During live cam chats especially, this matters. An AI girlfriend with good memory can reference something you said two days ago and make the conversation feel connected. Without it, live cam chats start feeling like first meetings every time.
Treat Image Generation as Part of the Character, Not Separate
This is where most platforms break.
You generate a profile picture, then every later image starts drifting. Different lighting, wrong face shape, new clothing style that does not fit her.
The fix is simple but rarely used: always prompt with identity anchors.
Instead of typing a full new scene every time, keep a short reference text that describes her core traits. Use the same face description, same hair, same style preferences. The less freedom you give the generator, the more consistent the output stays.

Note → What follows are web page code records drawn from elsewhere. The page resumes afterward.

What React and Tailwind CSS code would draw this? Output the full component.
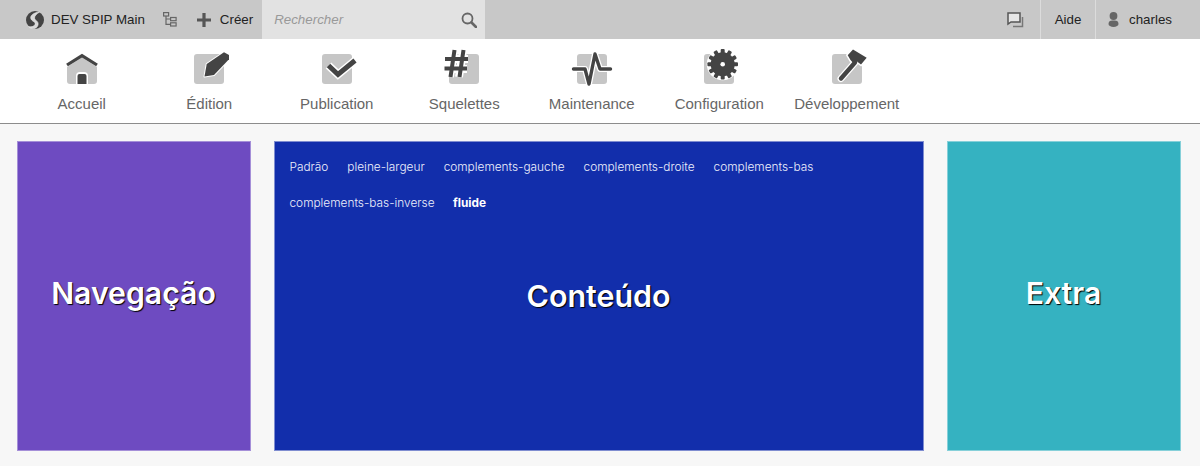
const Box = ({ children }) => (
  <svg width="48" height="40" viewBox="0 0 48 40" className="block">
    <rect x="9" y="5" width="30" height="30" rx="3" fill="#c6c6c6" />
    {children}
  </svg>
);

const halo = { stroke: "#fff", strokeWidth: 2, strokeLinejoin: "round" };

const icons = {
  home: (
    <Box>
      <path d="M9 5h30v13L24 8.5 9 18z" fill="#fff" />
      <path d="M9 16 L24 6.6 L39 16" fill="none" stroke="#444" strokeWidth="3.2" />
      <path d="M18 35 V27 a4 4 0 0 1 4 -4 h4 a4 4 0 0 1 4 4 V35 Z" fill="#fff" />
      <path d="M19.5 35 V27 a2 2 0 0 1 2 -2 h5 a2 2 0 0 1 2 2 V35 Z" fill="#444" />
    </Box>
  ),
  edit: (
    <Box>
      <path d="M19.5 27.5 L21.7 15 L39 3.3 L44 6 V10.3 L29 26 Z" fill="#444" {...halo} paintOrder="stroke" />
    </Box>
  ),
  check: (
    <Box>
      <path d="M15.5 16.5 L25 25.5 L42 11.5" fill="none" stroke="#fff" strokeWidth="8" />
      <path d="M15.5 16.5 L25 25.5 L42 11.5" fill="none" stroke="#444" strokeWidth="5" />
    </Box>
  ),
};

const gearTeeth = [0, 30, 60, 90, 120, 150, 180, 210, 240, 270, 300, 330];

const navItems = [
  ["Accueil", icons.home],
  ["Édition", icons.edit],
  ["Publication", icons.check],
  [
    "Squelettes",
    <svg width="48" height="40" viewBox="0 0 48 40" className="block">
      <rect x="9" y="5" width="30" height="30" rx="3" fill="#c6c6c6" />
      <path d="M14 2 L10 28 M23 2 L19 28 M5 10 H28 M4.5 20 H27" stroke="#fff" strokeWidth="8" fill="none" />
      <path d="M14.5 1 L10.5 28 M23.5 1 L19.5 28 M5 10 H28 M4.5 19.5 H27" stroke="#444" strokeWidth="4" fill="none" />
    </svg>,
  ],
  [
    "Maintenance",
    <svg width="48" height="40" viewBox="0 0 48 40" className="block">
      <rect x="9" y="5" width="30" height="30" rx="3" fill="#c6c6c6" />
      <path d="M5.5 20 H17 L21 35 L27 5 L32 20 H42.5" fill="none" stroke="#fff" strokeWidth="6" strokeLinejoin="round" />
      <path d="M5.5 20 H17 L21 35 L27 5 L32 20 H42.5" fill="none" stroke="#444" strokeWidth="3.4" strokeLinecap="round" strokeLinejoin="round" />
    </svg>,
  ],
  [
    "Configuration",
    <svg width="48" height="40" viewBox="0 0 48 40" className="block">
      <rect x="9" y="5" width="30" height="30" rx="3" fill="#c6c6c6" />
      <circle cx="27.7" cy="15.3" r="16" fill="#fff" />
      <g fill="#444">
        <circle cx="27.7" cy="15.3" r="12" />
        {gearTeeth.map((a) => (
          <rect key={a} x="25.7" y="0" width="4" height="5" rx="1" transform={`rotate(${a} 27.7 15.3)`} />
        ))}
      </g>
      <circle cx="27.7" cy="15.3" r="2.3" fill="#fff" />
    </svg>,
  ],
  [
    "Développement",
    <svg width="48" height="40" viewBox="0 0 48 40" className="block">
      <rect x="9" y="5" width="30" height="30" rx="3" fill="#c6c6c6" />
      <path d="M18 29.5 L32 13.5" stroke="#fff" strokeWidth="7" strokeLinecap="round" fill="none" />
      <path d="M24.7 6.3 L30 0.5 L43.7 8.7 L38 15.5 L34 12.5 L31 15 L27.5 11 Z" fill="#fff" stroke="#fff" strokeWidth="3" />
      <path d="M18 29.5 L32 13.5" stroke="#444" strokeWidth="4.4" strokeLinecap="round" fill="none" />
      <path d="M24.7 6.3 L30 0.5 L43.7 8.7 L38 15.5 L34 12.5 L31 15 L27.5 11 Z" fill="#444" />
    </svg>,
  ],
];

const row1 = ["Padrão", "pleine-largeur", "complements-gauche", "complements-droite", "complements-bas"];

export default function App() {
  return (
    <div className="h-[466px] overflow-hidden bg-[#f7f7f7] font-['Liberation_Sans',sans-serif]">
      <header className="flex h-[39px] items-center justify-between bg-[#c8c8c8] text-[13.33px] text-[#222]">
        <div className="flex h-full items-center pl-[25px]">
          <svg width="20" height="20" viewBox="0 0 20 20" className="block">
            <circle cx="10" cy="10" r="9" fill="#444" />
            <path d="M14.5 2 C9 2.5 4.5 5.5 6 9 C7.5 12 11 11.5 10 14.5 C9.5 16 7 17.5 3.5 16.5 C6 19.5 12 19.5 13 15 C14 11 9.5 10.5 9.5 8 C9.5 5.5 12 3.8 14.5 2 Z" fill="#d8d8d8" stroke="#eeeeee" strokeWidth="0.6" />
          </svg>
          <span className="ml-[6px] whitespace-nowrap">DEV SPIP Main</span>
          <svg width="14" height="15" viewBox="0 0 14 15" className="ml-[18px] block" fill="none" stroke="#666" strokeWidth="1.2">
            <rect x="0.6" y="0.6" width="5" height="3.4" />
            <rect x="7.6" y="5.5" width="5.5" height="3.2" />
            <rect x="7.6" y="10.8" width="5.5" height="3.2" />
            <path d="M3 4 V12.4 H7.6 M3 7 H7.6" />
          </svg>
          <svg width="14" height="14" viewBox="0 0 14 14" className="ml-[20px] block" fill="#555">
            <path d="M5.4 0 h3.2 v5.4 H14 v3.2 H8.6 V14 H5.4 V8.6 H0 V5.4 H5.4 Z" />
          </svg>
          <span className="ml-[9px]">Créer</span>
          <div className="ml-[9px] flex h-full w-[223px] items-center justify-between bg-[#e2e2e2] pl-[12px] pr-[8px]">
            <span className="italic text-[#999]">Rechercher</span>
            <svg width="16" height="16" viewBox="0 0 16 16" fill="none" stroke="#666" className="block">
              <circle cx="6.5" cy="6.5" r="5" strokeWidth="1.8" />
              <path d="M10.5 10.5 L15 15" strokeWidth="2.6" strokeLinecap="round" />
            </svg>
          </div>
        </div>
        <div className="flex h-full items-center">
          <div className="flex h-full w-[33px] items-center">
            <svg width="17" height="16" viewBox="0 0 17 16" fill="none" className="block">
              <path d="M1 1 H13 V10 H4 L1 12 Z" stroke="#555" strokeWidth="1.5" fill="#e6e6e6" />
              <path d="M15.5 5 V14.5 H6" stroke="#777" strokeWidth="1.5" />
            </svg>
          </div>
          <div className="flex h-full w-[55px] items-center justify-center border-l border-[#dcdcdc]">Aide</div>
          <div className="flex h-full w-[105px] items-center border-l border-[#dcdcdc] pl-[12px]">
            <svg width="11" height="15" viewBox="0 0 11 15" fill="#666" className="block">
              <circle cx="5.5" cy="4" r="3.9" />
              <path d="M0.5 12 a4 3.4 0 0 1 4 -3.4 h2 a4 3.4 0 0 1 4 3.4 a5 3 0 0 1 -10 0 Z" />
            </svg>
            <span className="ml-[10px]">charles</span>
          </div>
        </div>
      </header>

      <nav className="flex h-[85px] border-b border-[#8c8c8c] bg-white pl-[18px]">
        {navItems.map(([label, icon]) => (
          <div key={label} className="flex w-[127.5px] flex-col items-center pt-[10px]">
            {icon}
            <span className="mt-[5px] whitespace-nowrap text-[15px] leading-[20px] text-[#666]">{label}</span>
          </div>
        ))}
      </nav>

      <main className="flex pl-[17px] pt-[17px] font-['Inter',sans-serif] text-white">
        <section className="flex h-[310px] w-[234px] items-center justify-center border border-[#a58fd8] bg-[#6e4bc1] pb-[5px] pr-[1px]">
          <h2 className="text-[30.2px] font-semibold [text-shadow:1px_1px_1px_#000]">Navegação</h2>
        </section>
        <section className="ml-[23px] flex h-[310px] w-[650px] flex-col border border-[#7f8dd0] bg-[#122eab] px-[14.5px]">
          <div className="flex h-[36px] items-center gap-[19px] pt-[15px] text-[11.85px] font-light text-[#eef0fb]">
            {row1.map((t) => <span key={t}>{t}</span>)}
          </div>
          <div className="flex h-[36px] items-center gap-[18.5px] pt-[15px] text-[11.85px] font-light text-[#eef0fb]">
            <span>complements-bas-inverse</span>
            <span className="font-bold text-white">fluide</span>
          </div>
          <h2 className="mt-[60px] pr-[1px] text-center text-[30.4px] font-semibold [text-shadow:1px_1px_1px_#000]">Conteúdo</h2>
        </section>
        <section className="ml-[23px] flex h-[310px] w-[234px] items-center justify-center border border-[#86d0d9] bg-[#35b2c1] pb-[5px] pr-[1px]">
          <h2 className="text-[30.2px] font-semibold [text-shadow:1px_1px_1px_#000]">Extra</h2>
        </section>
      </main>
    </div>
  );
}
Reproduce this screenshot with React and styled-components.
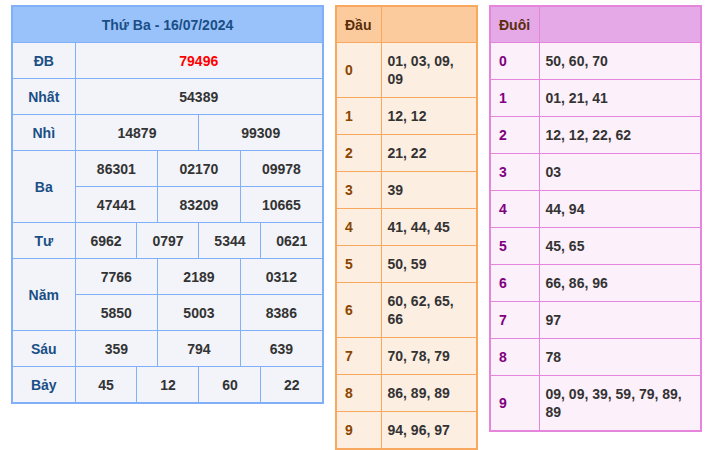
import React from 'react';
import styled, { createGlobalStyle } from 'styled-components';

const Global = createGlobalStyle`
  body { margin: 0; background: #fff; font-family: "Liberation Sans", Arial, sans-serif; }
`;

const Page = styled.div`
  display: flex;
  align-items: flex-start;
  gap: 11px;
  padding: 5px 0 0 11px;
`;

const Table = styled.table`
  border-collapse: collapse;
  width: ${p => p.w}px;
  border: 2px solid ${p => p.line};
  font-size: 14px;
  font-weight: bold;
  table-layout: fixed;
  & td, & th { border: 1px solid ${p => p.line}; }
`;

const Head = styled.th`
  background: ${p => p.bg};
  color: ${p => p.color};
  height: 35px;
  font-weight: bold;
  text-align: ${p => p.align || 'center'};
  padding: 0 8px;
`;

const Label = styled.td`
  background: #f2f4f9;
  color: #1a4f86;
  text-align: center;
  height: 35px;
  padding: 0;
`;

const Num = styled.td`
  background: #f2f4f9;
  color: ${p => (p.red ? '#ff0000' : '#333')};
  text-align: center;
  height: 35px;
  padding: 0;
`;

const Key = styled.td`
  background: ${p => p.bg};
  color: ${p => p.color};
  padding: 0 8px;
  height: 36px;
`;

const Val = styled.td`
  background: ${p => p.bg};
  color: #333;
  padding: 9px 6px;
  line-height: 18px;
`;

const dau = [
  ['0', '01, 03, 09, 09'], ['1', '12, 12'], ['2', '21, 22'], ['3', '39'], ['4', '41, 44, 45'],
  ['5', '50, 59'], ['6', '60, 62, 65, 66'], ['7', '70, 78, 79'], ['8', '86, 89, 89'], ['9', '94, 96, 97'],
];
const duoi = [
  ['0', '50, 60, 70'], ['1', '01, 21, 41'], ['2', '12, 12, 22, 62'], ['3', '03'], ['4', '44, 94'],
  ['5', '45, 65'], ['6', '66, 86, 96'], ['7', '97'], ['8', '78'], ['9', '09, 09, 39, 59, 79, 89, 89'],
];

export default function App() {
  const blue = '#7fb0f8';
  return (
    <Page>
      <Global />
      <Table w={313} line={blue}>
        <colgroup>
          <col style={{ width: 63 }} />
          {Array.from({ length: 12 }).map((_, i) => <col key={i} />)}
        </colgroup>
        <thead>
          <tr><Head colSpan={13} bg="#99c2fb" color="#1a4f86">Thứ Ba - 16/07/2024</Head></tr>
        </thead>
        <tbody>
          <tr><Label>ĐB</Label><Num colSpan={12} red>79496</Num></tr>
          <tr><Label>Nhất</Label><Num colSpan={12}>54389</Num></tr>
          <tr><Label>Nhì</Label><Num colSpan={6}>14879</Num><Num colSpan={6}>99309</Num></tr>
          <tr><Label rowSpan={2}>Ba</Label><Num colSpan={4}>86301</Num><Num colSpan={4}>02170</Num><Num colSpan={4}>09978</Num></tr>
          <tr><Num colSpan={4}>47441</Num><Num colSpan={4}>83209</Num><Num colSpan={4}>10665</Num></tr>
          <tr><Label>Tư</Label><Num colSpan={3}>6962</Num><Num colSpan={3}>0797</Num><Num colSpan={3}>5344</Num><Num colSpan={3}>0621</Num></tr>
          <tr><Label rowSpan={2}>Năm</Label><Num colSpan={4}>7766</Num><Num colSpan={4}>2189</Num><Num colSpan={4}>0312</Num></tr>
          <tr><Num colSpan={4}>5850</Num><Num colSpan={4}>5003</Num><Num colSpan={4}>8386</Num></tr>
          <tr><Label>Sáu</Label><Num colSpan={4}>359</Num><Num colSpan={4}>794</Num><Num colSpan={4}>639</Num></tr>
          <tr><Label>Bảy</Label><Num colSpan={3}>45</Num><Num colSpan={3}>12</Num><Num colSpan={3}>60</Num><Num colSpan={3}>22</Num></tr>
        </tbody>
      </Table>
      <Table w={143} line="#f9a860">
        <colgroup><col style={{ width: 45 }} /><col /></colgroup>
        <thead><tr><Head bg="#fbcb9d" color="#5a2d0c" align="left">Đầu</Head><Head bg="#fbcb9d" /></tr></thead>
        <tbody>
          {dau.map(([k, v]) => (
            <tr key={k}><Key bg="#fdeee2" color="#8b4500">{k}</Key><Val bg="#fdeee2">{v}</Val></tr>
          ))}
        </tbody>
      </Table>
      <Table w={213} line="#e585dc">
        <colgroup><col style={{ width: 49 }} /><col /></colgroup>
        <thead><tr><Head bg="#e4a9e6" color="#5a2d0c" align="left">Đuôi</Head><Head bg="#e4a9e6" /></tr></thead>
        <tbody>
          {duoi.map(([k, v]) => (
            <tr key={k}><Key bg="#fcf0fa" color="#800080">{k}</Key><Val bg="#fcf0fa">{v}</Val></tr>
          ))}
        </tbody>
      </Table>
    </Page>
  );
}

On Lovescape this is easier because the character creation step already locks visual details. When you generate new images later, the system pulls from that same foundation instead of guessing.
Voice Should Match Personality, Not Just Sound Nice
Voice is often treated as the last step, but it has a big impact on feeling consistent.
If you built an affectionate, calm character and then give her a fast, high-energy voice for live cam chat, the disconnect appears quickly. In text it might still work. On camera it becomes obvious.
The fix is to choose voice after personality, not before. Listen to the samples and ask if it sounds like the person you described. If it feels off, change it early. Rewiring voice later is more annoying than getting it right in the first session.
Small Daily Habits That Protect Consistency
Once the foundation is set, small habits keep the character stable.
- Reference past conversations naturally during chat.
- When generating images, reuse the same identity description instead of writing new prompts from scratch.
- On live cam chat, let her lead some of the conversation instead of treating it like a performance.
- If you notice drift in her replies, correct it once clearly instead of hoping she fixes herself.
These small actions compound. After two weeks the difference between a well-maintained character and an ignored one is massive.
What Lovescape Does Differently
A lot of AI companion platforms treat consistency as a nice-to-have. Lovescape treats it as the core product.
The system is built so that character creation, image generation, memory, and live cam chat all pull from the same character file. You are not rebuilding her personality in three separate places. You build once, then the rest stays connected.
That is why users who spend time setting up the character properly on day one see much less drift later.
The relationship stays interesting longer because she keeps feeling like the same person.
Final Thought
An AI girlfriend only feels real when you stop noticing the seams.
When her face looks right. When her voice matches how she texts. When she remembers things without being reminded. When every format reinforces the same character instead of fighting it.
Most people give up on AI companions after a week or two because they never fix this. They keep starting over with new characters instead of maintaining one properly.
Consistency is not flashy. But it is the difference between a novelty experience and an actual relationship you want to keep.